## Short exercise:
Copy out the listing in full, exactly as written, but not its pictures.

## Available data:
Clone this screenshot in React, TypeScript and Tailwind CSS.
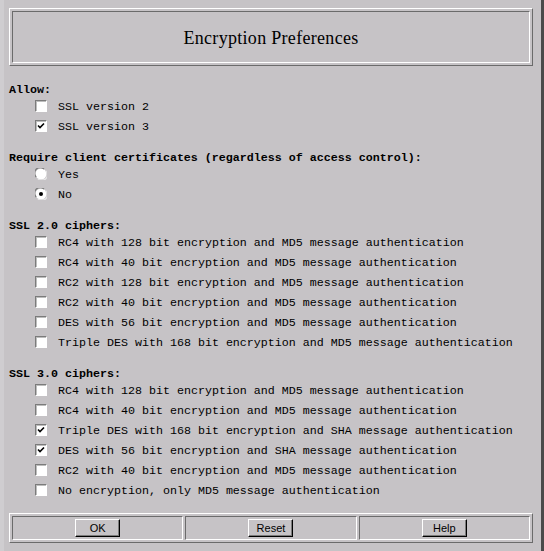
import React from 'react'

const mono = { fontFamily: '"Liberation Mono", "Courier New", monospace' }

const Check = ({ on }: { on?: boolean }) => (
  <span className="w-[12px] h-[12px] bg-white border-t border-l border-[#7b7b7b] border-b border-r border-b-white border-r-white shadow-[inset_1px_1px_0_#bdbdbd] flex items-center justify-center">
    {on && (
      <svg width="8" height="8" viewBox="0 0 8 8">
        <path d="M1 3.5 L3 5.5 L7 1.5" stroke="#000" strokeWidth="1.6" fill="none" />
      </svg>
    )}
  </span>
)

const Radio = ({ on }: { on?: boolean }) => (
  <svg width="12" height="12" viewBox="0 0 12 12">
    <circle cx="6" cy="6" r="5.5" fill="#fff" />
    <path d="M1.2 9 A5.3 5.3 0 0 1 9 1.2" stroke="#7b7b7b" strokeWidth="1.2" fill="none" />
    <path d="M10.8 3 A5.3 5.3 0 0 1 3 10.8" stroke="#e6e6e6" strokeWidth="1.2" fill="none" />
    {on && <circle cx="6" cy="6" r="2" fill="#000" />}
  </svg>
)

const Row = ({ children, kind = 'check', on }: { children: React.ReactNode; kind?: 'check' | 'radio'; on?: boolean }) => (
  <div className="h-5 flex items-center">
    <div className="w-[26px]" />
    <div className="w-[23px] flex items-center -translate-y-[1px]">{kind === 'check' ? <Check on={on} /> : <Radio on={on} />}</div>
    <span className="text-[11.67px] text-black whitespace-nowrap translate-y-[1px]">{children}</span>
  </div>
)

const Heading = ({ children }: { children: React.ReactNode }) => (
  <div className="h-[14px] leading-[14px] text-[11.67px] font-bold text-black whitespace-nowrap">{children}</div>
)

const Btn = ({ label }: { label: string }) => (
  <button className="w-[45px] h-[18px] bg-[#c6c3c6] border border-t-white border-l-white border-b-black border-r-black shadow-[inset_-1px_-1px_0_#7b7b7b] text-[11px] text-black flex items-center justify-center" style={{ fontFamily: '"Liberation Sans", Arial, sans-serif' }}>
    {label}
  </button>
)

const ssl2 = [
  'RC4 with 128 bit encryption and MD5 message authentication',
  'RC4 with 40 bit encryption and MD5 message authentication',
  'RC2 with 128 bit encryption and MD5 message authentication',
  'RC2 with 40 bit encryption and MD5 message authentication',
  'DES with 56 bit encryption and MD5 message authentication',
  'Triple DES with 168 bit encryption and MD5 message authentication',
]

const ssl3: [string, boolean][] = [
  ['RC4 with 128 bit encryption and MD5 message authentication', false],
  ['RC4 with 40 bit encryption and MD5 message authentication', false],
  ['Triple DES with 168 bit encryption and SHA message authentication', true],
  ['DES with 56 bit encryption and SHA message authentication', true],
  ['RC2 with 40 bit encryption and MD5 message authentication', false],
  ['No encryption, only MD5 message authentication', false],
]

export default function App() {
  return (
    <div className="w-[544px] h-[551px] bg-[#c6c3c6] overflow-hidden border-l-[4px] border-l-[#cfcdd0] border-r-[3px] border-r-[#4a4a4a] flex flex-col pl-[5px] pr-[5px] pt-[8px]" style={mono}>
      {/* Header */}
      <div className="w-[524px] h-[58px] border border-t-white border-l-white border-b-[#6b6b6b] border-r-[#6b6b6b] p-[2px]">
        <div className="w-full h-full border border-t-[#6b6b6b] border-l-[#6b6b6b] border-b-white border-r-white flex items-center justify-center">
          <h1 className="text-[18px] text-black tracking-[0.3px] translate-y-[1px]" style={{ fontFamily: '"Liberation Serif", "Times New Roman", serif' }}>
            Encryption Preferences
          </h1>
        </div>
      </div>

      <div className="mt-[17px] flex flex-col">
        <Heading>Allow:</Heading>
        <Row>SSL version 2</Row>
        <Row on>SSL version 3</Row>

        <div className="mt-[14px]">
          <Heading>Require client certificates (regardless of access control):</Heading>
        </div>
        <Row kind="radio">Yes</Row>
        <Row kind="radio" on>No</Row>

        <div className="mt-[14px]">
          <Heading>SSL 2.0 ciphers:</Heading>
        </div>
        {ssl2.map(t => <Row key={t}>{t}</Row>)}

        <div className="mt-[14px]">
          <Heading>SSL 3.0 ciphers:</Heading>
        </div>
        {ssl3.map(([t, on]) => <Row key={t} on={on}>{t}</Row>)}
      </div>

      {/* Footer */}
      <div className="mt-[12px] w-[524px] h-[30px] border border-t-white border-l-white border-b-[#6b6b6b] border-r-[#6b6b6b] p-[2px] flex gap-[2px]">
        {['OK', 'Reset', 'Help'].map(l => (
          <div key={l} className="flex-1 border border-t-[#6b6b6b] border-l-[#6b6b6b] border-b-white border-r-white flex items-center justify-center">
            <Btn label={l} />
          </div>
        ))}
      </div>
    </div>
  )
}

## In response:
Clone this screenshot in React, TypeScript and Tailwind CSS.
import React from 'react'

const mono = { fontFamily: '"Liberation Mono", "Courier New", monospace' }

const Check = ({ on }: { on?: boolean }) => (
  <span className="w-[12px] h-[12px] bg-white border-t border-l border-[#7b7b7b] border-b border-r border-b-white border-r-white shadow-[inset_1px_1px_0_#bdbdbd] flex items-center justify-center">
    {on && (
      <svg width="8" height="8" viewBox="0 0 8 8">
        <path d="M1 3.5 L3 5.5 L7 1.5" stroke="#000" strokeWidth="1.6" fill="none" />
      </svg>
    )}
  </span>
)

const Radio = ({ on }: { on?: boolean }) => (
  <svg width="12" height="12" viewBox="0 0 12 12">
    <circle cx="6" cy="6" r="5.5" fill="#fff" />
    <path d="M1.2 9 A5.3 5.3 0 0 1 9 1.2" stroke="#7b7b7b" strokeWidth="1.2" fill="none" />
    <path d="M10.8 3 A5.3 5.3 0 0 1 3 10.8" stroke="#e6e6e6" strokeWidth="1.2" fill="none" />
    {on && <circle cx="6" cy="6" r="2" fill="#000" />}
  </svg>
)

const Row = ({ children, kind = 'check', on }: { children: React.ReactNode; kind?: 'check' | 'radio'; on?: boolean }) => (
  <div className="h-5 flex items-center">
    <div className="w-[26px]" />
    <div className="w-[23px] flex items-center -translate-y-[1px]">{kind === 'check' ? <Check on={on} /> : <Radio on={on} />}</div>
    <span className="text-[11.67px] text-black whitespace-nowrap translate-y-[1px]">{children}</span>
  </div>
)

const Heading = ({ children }: { children: React.ReactNode }) => (
  <div className="h-[14px] leading-[14px] text-[11.67px] font-bold text-black whitespace-nowrap">{children}</div>
)

const Btn = ({ label }: { label: string }) => (
  <button className="w-[45px] h-[18px] bg-[#c6c3c6] border border-t-white border-l-white border-b-black border-r-black shadow-[inset_-1px_-1px_0_#7b7b7b] text-[11px] text-black flex items-center justify-center" style={{ fontFamily: '"Liberation Sans", Arial, sans-serif' }}>
    {label}
  </button>
)

const ssl2 = [
  'RC4 with 128 bit encryption and MD5 message authentication',
  'RC4 with 40 bit encryption and MD5 message authentication',
  'RC2 with 128 bit encryption and MD5 message authentication',
  'RC2 with 40 bit encryption and MD5 message authentication',
  'DES with 56 bit encryption and MD5 message authentication',
  'Triple DES with 168 bit encryption and MD5 message authentication',
]

const ssl3: [string, boolean][] = [
  ['RC4 with 128 bit encryption and MD5 message authentication', false],
  ['RC4 with 40 bit encryption and MD5 message authentication', false],
  ['Triple DES with 168 bit encryption and SHA message authentication', true],
  ['DES with 56 bit encryption and SHA message authentication', true],
  ['RC2 with 40 bit encryption and MD5 message authentication', false],
  ['No encryption, only MD5 message authentication', false],
]

export default function App() {
  return (
    <div className="w-[544px] h-[551px] bg-[#c6c3c6] overflow-hidden border-l-[4px] border-l-[#cfcdd0] border-r-[3px] border-r-[#4a4a4a] flex flex-col pl-[5px] pr-[5px] pt-[8px]" style={mono}>
      {/* Header */}
      <div className="w-[524px] h-[58px] border border-t-white border-l-white border-b-[#6b6b6b] border-r-[#6b6b6b] p-[2px]">
        <div className="w-full h-full border border-t-[#6b6b6b] border-l-[#6b6b6b] border-b-white border-r-white flex items-center justify-center">
          <h1 className="text-[18px] text-black tracking-[0.3px] translate-y-[1px]" style={{ fontFamily: '"Liberation Serif", "Times New Roman", serif' }}>
            Encryption Preferences
          </h1>
        </div>
      </div>

      <div className="mt-[17px] flex flex-col">
        <Heading>Allow:</Heading>
        <Row>SSL version 2</Row>
        <Row on>SSL version 3</Row>

        <div className="mt-[14px]">
          <Heading>Require client certificates (regardless of access control):</Heading>
        </div>
        <Row kind="radio">Yes</Row>
        <Row kind="radio" on>No</Row>

        <div className="mt-[14px]">
          <Heading>SSL 2.0 ciphers:</Heading>
        </div>
        {ssl2.map(t => <Row key={t}>{t}</Row>)}

        <div className="mt-[14px]">
          <Heading>SSL 3.0 ciphers:</Heading>
        </div>
        {ssl3.map(([t, on]) => <Row key={t} on={on}>{t}</Row>)}
      </div>

      {/* Footer */}
      <div className="mt-[12px] w-[524px] h-[30px] border border-t-white border-l-white border-b-[#6b6b6b] border-r-[#6b6b6b] p-[2px] flex gap-[2px]">
        {['OK', 'Reset', 'Help'].map(l => (
          <div key={l} className="flex-1 border border-t-[#6b6b6b] border-l-[#6b6b6b] border-b-white border-r-white flex items-center justify-center">
            <Btn label={l} />
          </div>
        ))}
      </div>
    </div>
  )
}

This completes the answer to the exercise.